Why does it need to be Configurable?

So, you’re building a widget, for example, a temperature sensor. Do you display the temperature in ℉ or ℃?
The answer, of course, is “it depends”
• You might be able to get away with a switch that toggles the display between ℉ and ℃.
• OTOH, If this is going into an airport, with travelers from around the world, you might want to display both
And so on. The point being, the amount of configurability that you throw into this depends entirely on what you plan on doing with it, the requirements for your widget. After all, the switch, while effective for home use, is actually counter-productive for airport use, no?
And that brings us to the User Experience. When you’re building out any UI, be it the simple widget above, or something far more complex like a online trading system, you have to approach configurability from a UX perspective!
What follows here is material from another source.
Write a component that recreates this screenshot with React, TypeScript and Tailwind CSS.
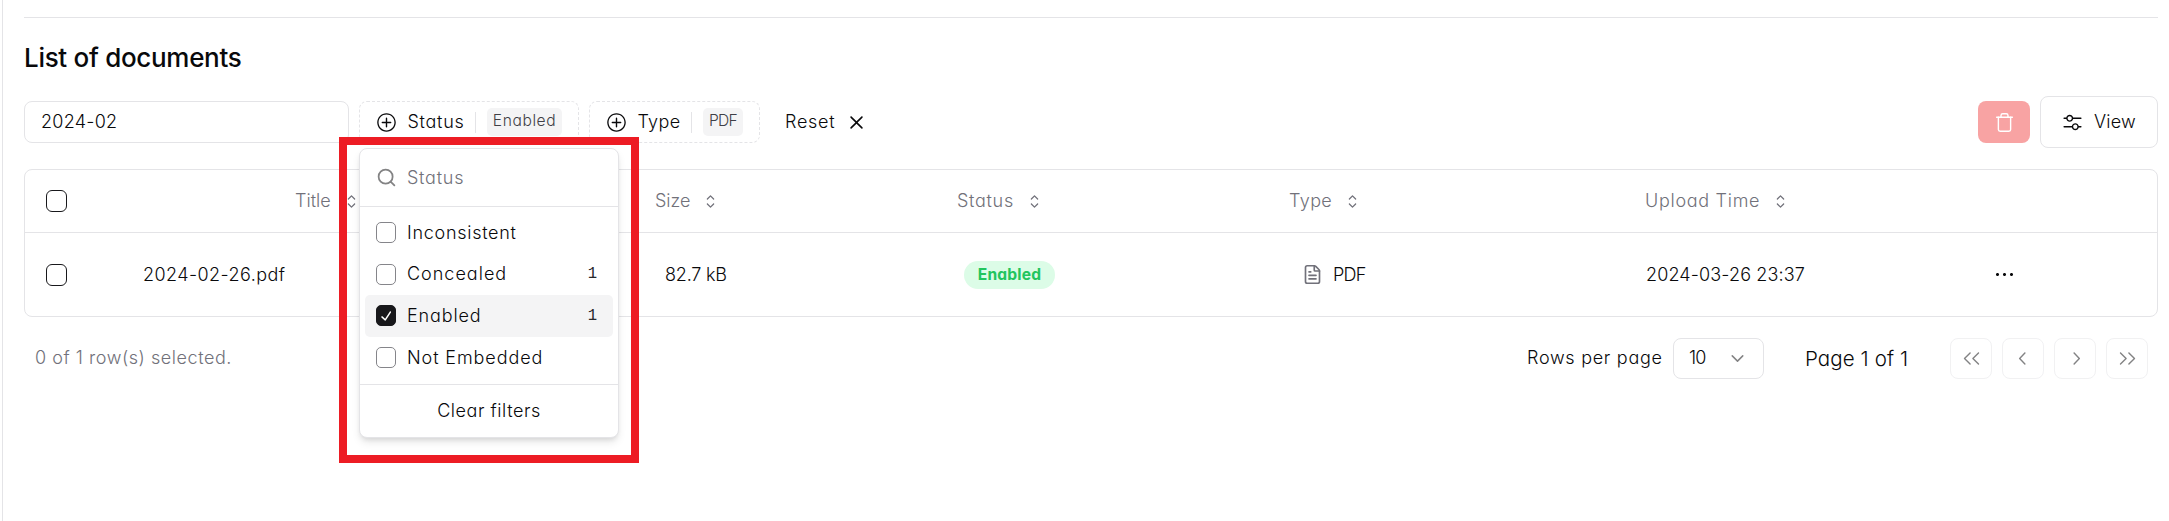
import type { ReactNode } from "react";
import { ChevronDown, FileText, Search, Trash } from "lucide-react";
import {
  RxCaretSort,
  RxCheck,
  RxChevronLeft,
  RxChevronRight,
  RxCross2,
  RxDotsHorizontal,
  RxDoubleArrowLeft,
  RxDoubleArrowRight,
  RxMixerHorizontal,
  RxPlusCircled,
} from "react-icons/rx";

function FilterButton({ label, value, className }: { label: ReactNode; value: ReactNode; className: string }) {
  return (
    <button className={`flex h-[42px] shrink-0 items-center rounded-lg border border-dashed border-[#e4e4e7] pl-4 ${className}`}>
      <RxPlusCircled className="mr-[10px] size-[21px] shrink-0" />
      {label}
      <span className="ml-[10px] mr-[11px] h-[21px] w-px bg-[#e4e4e7]" />
      {value}
    </button>
  );
}

function Header({ children, className }: { children: ReactNode; className: string }) {
  return (
    <div className={`flex shrink-0 items-center text-[#71717a] ${className}`}>
      {children}
      <RxCaretSort className="size-[21px] shrink-0" />
    </div>
  );
}

function Option({ label, count, checked }: { label: ReactNode; count?: number; checked?: boolean }) {
  return (
    <div className={`flex h-[41.6px] items-center rounded-[5px] px-[11px] ${checked ? "bg-[#f4f4f5]" : ""}`}>
      <span
        className={`mr-[11px] flex h-[21px] w-[20px] items-center justify-center rounded-[5px] border ${
          checked ? "border-[#18181b] bg-[#18181b] text-white" : "border-[#85858a]"
        }`}
      >
        {checked && <RxCheck className="size-[18px] shrink-0" />}
      </span>
      {label}
      {count !== undefined && (
        <span className="ml-auto mr-[5px] font-['Liberation_Mono',monospace] text-[15.6px] text-[#27272a]">{count}</span>
      )}
    </div>
  );
}

function PageButton({ children }: { children: ReactNode }) {
  return (
    <button className="flex h-[41px] w-[42px] items-center justify-center rounded-lg border border-[#e4e4e7] opacity-50">
      {children}
    </button>
  );
}

const rowBox = "ml-[21px] h-[22px] w-[21px] shrink-0 rounded-[6px] border border-[#18181b]";

export default function App() {
  return (
    <div className="relative h-[521px] w-[2169px] overflow-hidden bg-white font-['Inter',sans-serif] text-[18px] leading-[26px] font-[350] whitespace-nowrap text-[#09090b] [font-feature-settings:'cv11']">
      <div className="ml-[2px] flex h-full flex-col border-l border-[#e4e4e7] pr-[11px] pl-[21px]">
        <div className="mt-[17px] border-t border-[#e4e4e7]" />
        <h2 className="mt-[22px] h-[36px] text-[26px] leading-[36px] font-medium tracking-[-0.3px]">List of documents</h2>

        <div className="mt-5 flex h-[52px] items-center">
          <div className="flex h-[42px] w-[325px] shrink-0 items-center rounded-lg border border-[#e4e4e7] pl-4 tracking-[0.25px]">
            2024-02
          </div>
          <FilterButton
            className="ml-[10px] w-[220px]"
            label={<span className="w-[58px] tracking-[0.75px]">Status</span>}
            value={
              <span className="flex h-[28px] w-[75px] items-center justify-center rounded-[5px] bg-[#f4f4f5] pb-[3px] text-[15.6px] tracking-[0.6px] text-[#3f3f46]">
                Enabled
              </span>
            }
          />
          <FilterButton
            className="ml-[10px] w-[171px]"
            label={<span className="w-[44px] tracking-[0.4px]">Type</span>}
            value={
              <span className="flex h-[28px] w-[40px] items-center justify-center rounded-[5px] bg-[#f4f4f5] pb-[3px] text-[15.6px] tracking-[-0.7px] text-[#3f3f46]">
                PDF
              </span>
            }
          />
          <button className="ml-[25px] flex items-center">
            <span className="w-[61px] text-left tracking-[0.7px]">Reset</span>
            <RxCross2 className="size-[21px]" />
          </button>
          <button className="ml-auto flex h-[42px] w-[52px] items-center justify-center rounded-lg bg-[#f8a3a3] text-white">
            <Trash className="size-[21px]" strokeWidth={1.6} />
          </button>
          <button className="ml-[10px] flex h-[52px] w-[118px] items-center rounded-lg border border-[#e4e4e7] pl-[21px]">
            <RxMixerHorizontal className="mr-[11px] size-[21px]" />
            <span className="tracking-[0.2px]">View</span>
          </button>
        </div>

        <div className="mt-[21px] rounded-lg border border-[#e4e4e7]">
          <div className="flex h-[63px] items-center border-b border-[#e4e4e7]">
            <div className={rowBox} />
            <Header className="ml-[228px] w-[360px]">
              <span className="w-[46px]">Title</span>
            </Header>
            <Header className="w-[302px]">
              <span className="w-[45px]">Size</span>
            </Header>
            <Header className="w-[332px]">
              <span className="w-[67px] tracking-[0.7px]">Status</span>
            </Header>
            <Header className="w-[356px]">
              <span className="w-[53px] tracking-[0.4px]">Type</span>
            </Header>
            <Header className="">
              <span className="w-[125px] tracking-[0.7px]">Upload Time</span>
            </Header>
          </div>
          <div className="flex h-[83px] items-center">
            <div className={rowBox} />
            <div className="ml-[76px] w-[522px] shrink-0 tracking-[0.43px]">2024-02-26.pdf</div>
            <div className="w-[299px] shrink-0 tracking-[-0.2px]">82.7 kB</div>
            <div className="w-[338px] shrink-0">
              <span className="flex h-[28px] w-[91px] items-center justify-center rounded-full bg-[#dcfce7] text-[15.6px] font-bold tracking-[0.2px] text-[#22c55e]">
                Enabled
              </span>
            </div>
            <div className="flex w-[344px] shrink-0 items-center">
              <FileText className="mr-[10px] size-[21px] text-[#71717a]" strokeWidth={1.9} />
              <span className="tracking-[-0.7px]">PDF</span>
            </div>
            <div className="w-[348px] shrink-0 tracking-[0.13px]">2024-03-26 23:37</div>
            <RxDotsHorizontal className="size-[21px]" />
          </div>
        </div>

        <div className="mt-[21px] flex h-[41px] items-center">
          <div className="ml-[11px] pb-px tracking-[0.55px] text-[#71717a]">0 of 1 row(s) selected.</div>
          <div className="ml-auto w-[146px] pb-px tracking-[0.72px]">Rows per page</div>
          <div className="flex h-[41px] w-[91px] items-center justify-between rounded-lg border border-[#e4e4e7] px-[15px]">
            <span className="pb-px tracking-[-0.8px]">10</span>
            <ChevronDown className="size-[21px] opacity-50" strokeWidth={1.7} />
          </div>
          <div className="ml-[41px] w-[145px] pt-px text-[20.5px] tracking-[0.1px]">Page 1 of 1</div>
          <div className="mr-[10px] flex gap-[10px]">
            <PageButton><RxDoubleArrowLeft className="size-[21px]" /></PageButton>
            <PageButton><RxChevronLeft className="size-[21px]" /></PageButton>
            <PageButton><RxChevronRight className="size-[21px]" /></PageButton>
            <PageButton><RxDoubleArrowRight className="size-[21px]" /></PageButton>
          </div>
        </div>
      </div>

      <div className="absolute top-[148px] left-[359px] h-[290px] w-[260px] rounded-lg border border-[#e4e4e7] bg-white shadow-[0_5px_8px_-1px_rgba(0,0,0,0.1),0_3px_5px_-2px_rgba(0,0,0,0.1)]">
        <div className="flex h-[58px] items-center border-b border-[#e4e4e7] pl-4">
          <Search className="mr-[10px] size-[21px] opacity-50" strokeWidth={2} />
          <span className="tracking-[0.75px] text-[#71717a]">Status</span>
        </div>
        <div className="h-[178px] border-b border-[#e4e4e7] p-[5px]">
          <Option label={<span className="tracking-[0.72px]">Inconsistent</span>} />
          <Option label={<span className="tracking-[1px]">Concealed</span>} count={1} />
          <Option label={<span className="tracking-[0.85px]">Enabled</span>} count={1} checked />
          <Option label={<span className="tracking-[0.9px]">Not Embedded</span>} />
        </div>
        <div className="flex h-[52px] items-center justify-center tracking-[0.55px]">Clear filters</div>
      </div>
      <div className="absolute top-[137px] left-[339px] h-[326px] w-[300px] border-8 border-[#ed1c24]" />
    </div>
  );
}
The vast majority of UI out there falls into one of the following two traps
  1. 1. Feature Overload: The user has the ability to customize every aspect of their experience, for better or for worse (and usually for worse). Whenever the developer wasn’t sure whether to use option A or B, they left it up to the user. And yes, sometimes the defaults are sane, but oh so frequently they are anything but.
  2. 2. Steve Jobs Syndrome: Taking Jobs’ mantra to heart, they remove most of the configurability from the system, giving users a single path. Which is great when most users want (or need!) a single path, but can be unforgivingly stifling when user’s want (or need!) more freedom.
The thing is, Feature Overload and Steve Jobs Syndrome exist on a continuum of Configurability. Where you land on the spectrum should depend entirely o the User Experience you are going for. And yes, if you don’t figure that out up front, it will come back and bite you, and quite probably at the most inconvenient time possible!
Mind you, this has very little to do with the inherent complexity of the system you are building. From Asbhy’s First Law, The greater the complexity (Varietyin cybernetics) of the system, the more toggles you will need to be able to manage it. And if any of those toggles can be eliminated, then, by definition, those are aspects of the system that you don’t care about, and/or didn’t exist in the first place. The bottom line here being that the above spectrum is entirely orthogonal to the inherent complexity of your system, you can un-necessarily constrain users — or expose too many features — for systems that are extremely simple (the temperature sensor), or extremely complex (Think Macs vs PCs back when. Or Anything vs Linux now.)